Comment pouvais-je m’empêcher de me prendre d’affection pour ces gens du pays qui savaient arrêter le temps pour réchauffer les relations humaines ? Quelquefois, pour chasser mes nostalgies, je fréquentais un de mes lieux privilégiés pour me retrouver dans un tourbillon foisonnant de mouvement : j’allais faire un tour au marché. J’appréciais cet endroit où je m’amusais sans malice. La frénésie m’y capturait et je finissais par acheter des babioles dont bien souvent je ne savais que faire une fois à la maison. Même si j’en ressortais épuisée par le haut voltage d’activité, j’avais fait le vide de mes malaises et le plein d’énergies nouvelles.
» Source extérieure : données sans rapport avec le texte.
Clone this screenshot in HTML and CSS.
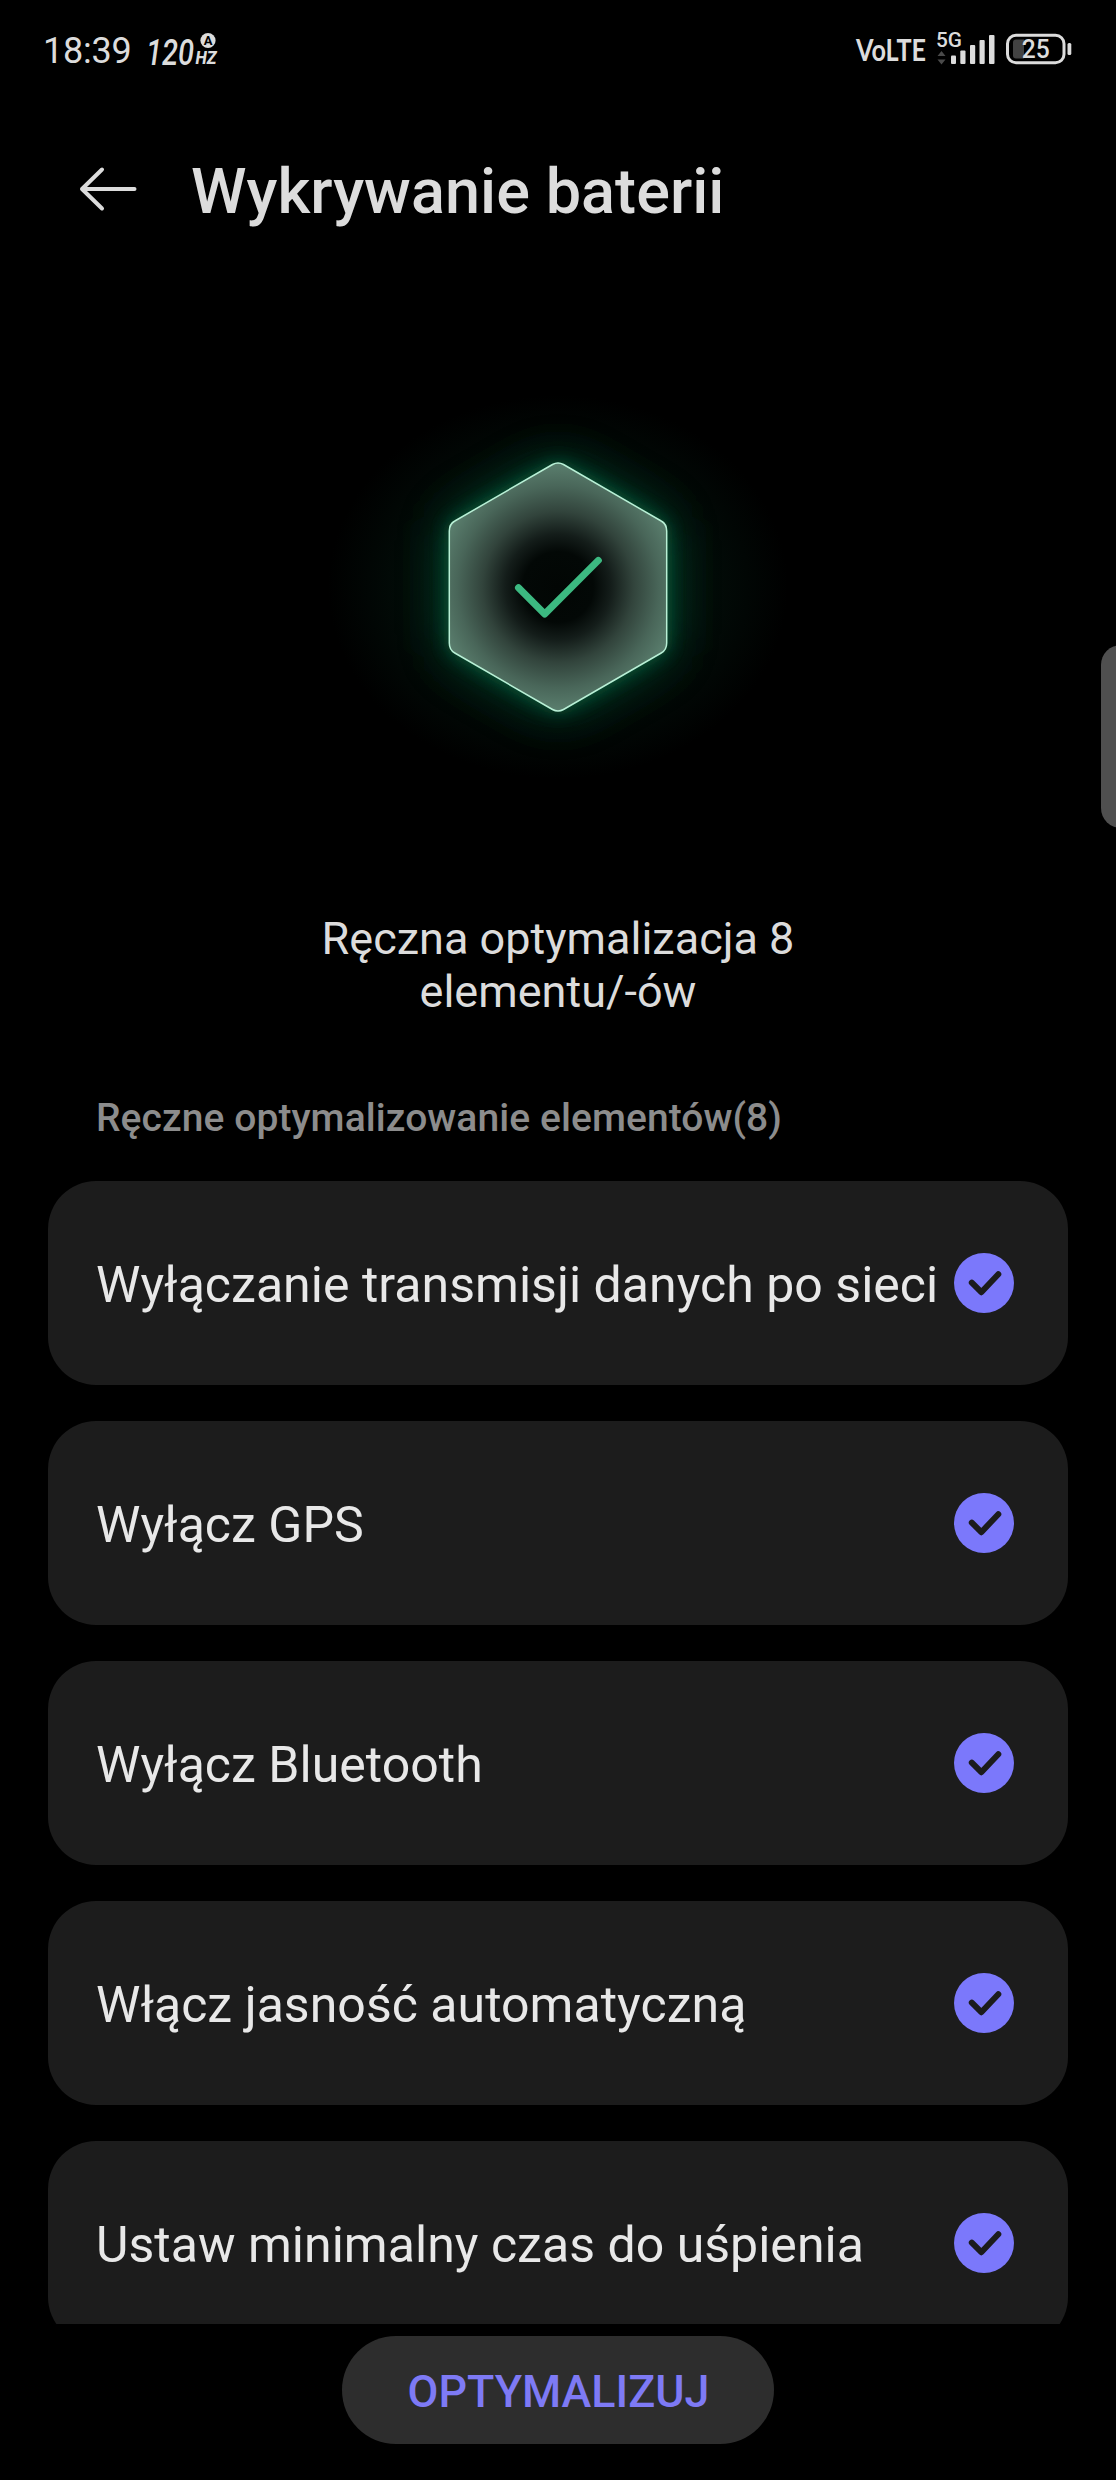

C’était éblouissant, je pétais le feu !

J’avais déjà vu des marchés similaires mais dans ceux du Vietnam, la quantité de marchandises exposées m’impressionnait. Un régal de couleurs ! Je demeurais éblouie par les montagnes de tissus, de vaisselle, de nappes, de souliers, de... de... enfin, tout s’étalait en monticules du plancher au plafond et encore, s’il manquait du modèle, de la couleur ou du format désirés, on courait ailleurs vous le chercher.

Une règle immuable : ne jamais regarder les vendeuses dans les yeux, sinon j’étais faite ! Infailliblement, elles y lisaient mes intentions d’acheter même sans réduction. Elles connaissaient l’art du camouflage mieux que le client. Mais là j’avais au moins l’avantage de pouvoir les désarçonner en mentionnant que je connaissais les prix puisque je vivais parmi eux depuis plusieurs années. Le rire déferlait immanquablement. Ces moments figurant encore en bonne place au carnet de mes souvenirs de voyage.

Je disais souvent que pour bien connaître un peuple, il importe de visiter ses marchés. Cette règle s’appliquait pour moi de la même manière. II suffisait sans doute de me voir déambuler à travers les allées pour apprendre à me connaître un peu plus. Je faisais sans doute office de miroir de ma pensée.